Work to complete –
Beginning with the first line, set down every line through the one containing "string; cls?: string", exactly as it appears, but not the pictures.

Given information –
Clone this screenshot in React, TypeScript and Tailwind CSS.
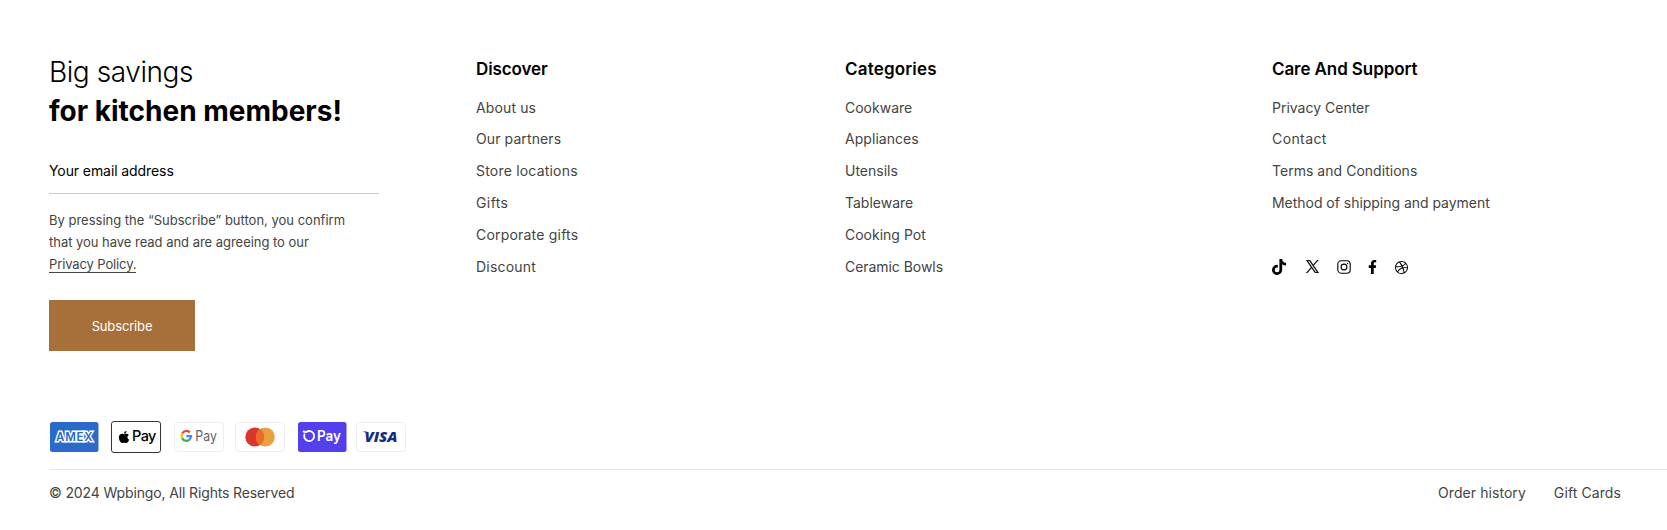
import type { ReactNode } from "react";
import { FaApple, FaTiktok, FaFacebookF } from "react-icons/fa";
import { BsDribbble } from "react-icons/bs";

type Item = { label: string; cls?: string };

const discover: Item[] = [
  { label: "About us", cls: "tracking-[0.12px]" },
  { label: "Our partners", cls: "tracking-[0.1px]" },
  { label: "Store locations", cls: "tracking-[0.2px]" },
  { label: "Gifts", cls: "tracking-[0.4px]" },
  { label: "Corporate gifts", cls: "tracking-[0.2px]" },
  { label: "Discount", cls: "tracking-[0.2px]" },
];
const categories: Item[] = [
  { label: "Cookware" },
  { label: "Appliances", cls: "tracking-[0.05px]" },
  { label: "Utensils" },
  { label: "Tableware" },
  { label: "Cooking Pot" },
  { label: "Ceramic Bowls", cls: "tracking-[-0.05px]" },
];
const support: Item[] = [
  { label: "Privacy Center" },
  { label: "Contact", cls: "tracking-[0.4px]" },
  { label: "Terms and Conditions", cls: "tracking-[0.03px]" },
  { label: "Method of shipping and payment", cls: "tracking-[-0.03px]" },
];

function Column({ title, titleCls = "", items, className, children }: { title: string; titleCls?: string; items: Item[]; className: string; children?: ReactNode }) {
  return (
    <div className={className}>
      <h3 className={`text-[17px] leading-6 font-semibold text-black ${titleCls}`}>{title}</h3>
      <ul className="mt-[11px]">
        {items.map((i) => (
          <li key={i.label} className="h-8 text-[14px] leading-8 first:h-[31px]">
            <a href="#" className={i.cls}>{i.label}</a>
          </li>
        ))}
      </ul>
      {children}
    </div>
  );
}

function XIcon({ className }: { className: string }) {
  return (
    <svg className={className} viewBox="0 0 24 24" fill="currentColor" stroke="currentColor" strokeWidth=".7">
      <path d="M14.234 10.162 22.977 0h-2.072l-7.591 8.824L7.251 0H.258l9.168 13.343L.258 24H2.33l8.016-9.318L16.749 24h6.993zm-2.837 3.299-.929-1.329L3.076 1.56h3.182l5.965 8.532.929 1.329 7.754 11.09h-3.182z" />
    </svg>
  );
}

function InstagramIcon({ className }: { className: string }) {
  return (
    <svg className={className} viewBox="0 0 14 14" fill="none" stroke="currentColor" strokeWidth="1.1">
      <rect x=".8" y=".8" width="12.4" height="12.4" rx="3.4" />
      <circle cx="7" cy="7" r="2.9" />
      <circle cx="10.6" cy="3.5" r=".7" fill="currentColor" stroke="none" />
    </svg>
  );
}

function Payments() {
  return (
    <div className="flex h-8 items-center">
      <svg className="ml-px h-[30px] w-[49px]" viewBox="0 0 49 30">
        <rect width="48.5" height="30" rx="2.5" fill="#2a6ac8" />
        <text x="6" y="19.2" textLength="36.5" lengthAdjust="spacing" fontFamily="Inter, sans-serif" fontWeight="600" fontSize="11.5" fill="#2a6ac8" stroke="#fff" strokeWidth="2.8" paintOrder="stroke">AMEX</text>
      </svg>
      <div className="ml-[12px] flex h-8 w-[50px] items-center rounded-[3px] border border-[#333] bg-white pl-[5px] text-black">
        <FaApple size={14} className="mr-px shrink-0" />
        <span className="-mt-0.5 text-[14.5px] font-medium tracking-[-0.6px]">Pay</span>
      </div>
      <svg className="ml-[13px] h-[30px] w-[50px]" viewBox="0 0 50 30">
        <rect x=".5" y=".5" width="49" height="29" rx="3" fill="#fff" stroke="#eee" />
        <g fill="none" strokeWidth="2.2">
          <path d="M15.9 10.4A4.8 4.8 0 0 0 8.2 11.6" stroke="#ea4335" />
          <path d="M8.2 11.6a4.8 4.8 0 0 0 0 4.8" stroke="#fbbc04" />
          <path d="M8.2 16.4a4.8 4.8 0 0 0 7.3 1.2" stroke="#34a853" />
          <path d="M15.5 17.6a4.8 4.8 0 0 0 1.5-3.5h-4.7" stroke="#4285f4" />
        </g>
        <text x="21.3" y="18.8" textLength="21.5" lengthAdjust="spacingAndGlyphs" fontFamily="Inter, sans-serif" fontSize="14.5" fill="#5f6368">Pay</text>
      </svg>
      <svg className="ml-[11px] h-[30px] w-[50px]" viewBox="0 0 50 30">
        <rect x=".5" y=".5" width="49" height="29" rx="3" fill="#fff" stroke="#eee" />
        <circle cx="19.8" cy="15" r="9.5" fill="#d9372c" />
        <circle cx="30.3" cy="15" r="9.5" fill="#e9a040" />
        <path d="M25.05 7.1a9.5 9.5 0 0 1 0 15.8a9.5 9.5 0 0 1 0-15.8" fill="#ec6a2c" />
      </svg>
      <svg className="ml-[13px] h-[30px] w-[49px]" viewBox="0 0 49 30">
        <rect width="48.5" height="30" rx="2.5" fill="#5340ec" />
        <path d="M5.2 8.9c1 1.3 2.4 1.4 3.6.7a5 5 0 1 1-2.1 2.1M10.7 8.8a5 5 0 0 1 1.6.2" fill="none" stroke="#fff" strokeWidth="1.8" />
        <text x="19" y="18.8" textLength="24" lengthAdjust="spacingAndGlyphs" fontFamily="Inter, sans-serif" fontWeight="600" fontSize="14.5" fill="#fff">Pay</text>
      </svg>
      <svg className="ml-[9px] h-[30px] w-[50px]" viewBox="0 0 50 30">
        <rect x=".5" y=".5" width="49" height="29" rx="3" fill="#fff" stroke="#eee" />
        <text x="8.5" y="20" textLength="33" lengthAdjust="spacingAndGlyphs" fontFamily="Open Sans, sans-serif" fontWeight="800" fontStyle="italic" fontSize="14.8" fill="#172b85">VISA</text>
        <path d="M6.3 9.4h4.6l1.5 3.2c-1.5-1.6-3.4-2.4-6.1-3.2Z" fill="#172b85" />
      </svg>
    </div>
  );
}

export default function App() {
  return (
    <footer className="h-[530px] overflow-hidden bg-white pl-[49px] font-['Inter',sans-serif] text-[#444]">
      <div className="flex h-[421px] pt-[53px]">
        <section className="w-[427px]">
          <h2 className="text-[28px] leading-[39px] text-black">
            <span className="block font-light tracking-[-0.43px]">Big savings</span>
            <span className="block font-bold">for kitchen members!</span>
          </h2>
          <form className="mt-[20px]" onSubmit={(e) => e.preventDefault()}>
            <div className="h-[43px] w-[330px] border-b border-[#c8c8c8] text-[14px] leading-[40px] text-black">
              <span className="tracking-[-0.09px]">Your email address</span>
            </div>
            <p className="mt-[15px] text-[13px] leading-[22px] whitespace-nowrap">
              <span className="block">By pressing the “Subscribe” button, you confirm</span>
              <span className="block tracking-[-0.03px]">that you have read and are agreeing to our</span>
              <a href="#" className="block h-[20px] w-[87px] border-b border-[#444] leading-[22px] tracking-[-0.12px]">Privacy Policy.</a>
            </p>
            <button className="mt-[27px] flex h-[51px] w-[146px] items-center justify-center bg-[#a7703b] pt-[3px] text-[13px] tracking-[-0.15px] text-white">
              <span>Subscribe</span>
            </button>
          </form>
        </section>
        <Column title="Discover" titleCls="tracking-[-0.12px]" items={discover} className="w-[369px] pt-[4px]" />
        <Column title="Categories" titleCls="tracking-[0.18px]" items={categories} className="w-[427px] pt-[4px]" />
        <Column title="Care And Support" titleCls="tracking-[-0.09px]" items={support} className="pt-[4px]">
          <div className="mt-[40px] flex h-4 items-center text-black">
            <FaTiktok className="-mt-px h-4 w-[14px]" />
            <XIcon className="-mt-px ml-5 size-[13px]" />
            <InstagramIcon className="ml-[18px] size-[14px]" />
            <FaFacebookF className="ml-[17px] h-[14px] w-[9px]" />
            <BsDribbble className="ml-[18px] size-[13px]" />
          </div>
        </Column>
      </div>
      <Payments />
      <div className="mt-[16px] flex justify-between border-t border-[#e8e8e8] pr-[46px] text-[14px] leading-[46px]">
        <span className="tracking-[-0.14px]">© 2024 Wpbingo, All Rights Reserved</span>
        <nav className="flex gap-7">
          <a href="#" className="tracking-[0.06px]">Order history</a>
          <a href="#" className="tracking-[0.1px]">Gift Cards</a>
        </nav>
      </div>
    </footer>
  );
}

Reply –
Clone this screenshot in React, TypeScript and Tailwind CSS.
import type { ReactNode } from "react";
import { FaApple, FaTiktok, FaFacebookF } from "react-icons/fa";
import { BsDribbble } from "react-icons/bs";

type Item = { label: string; cls?: string };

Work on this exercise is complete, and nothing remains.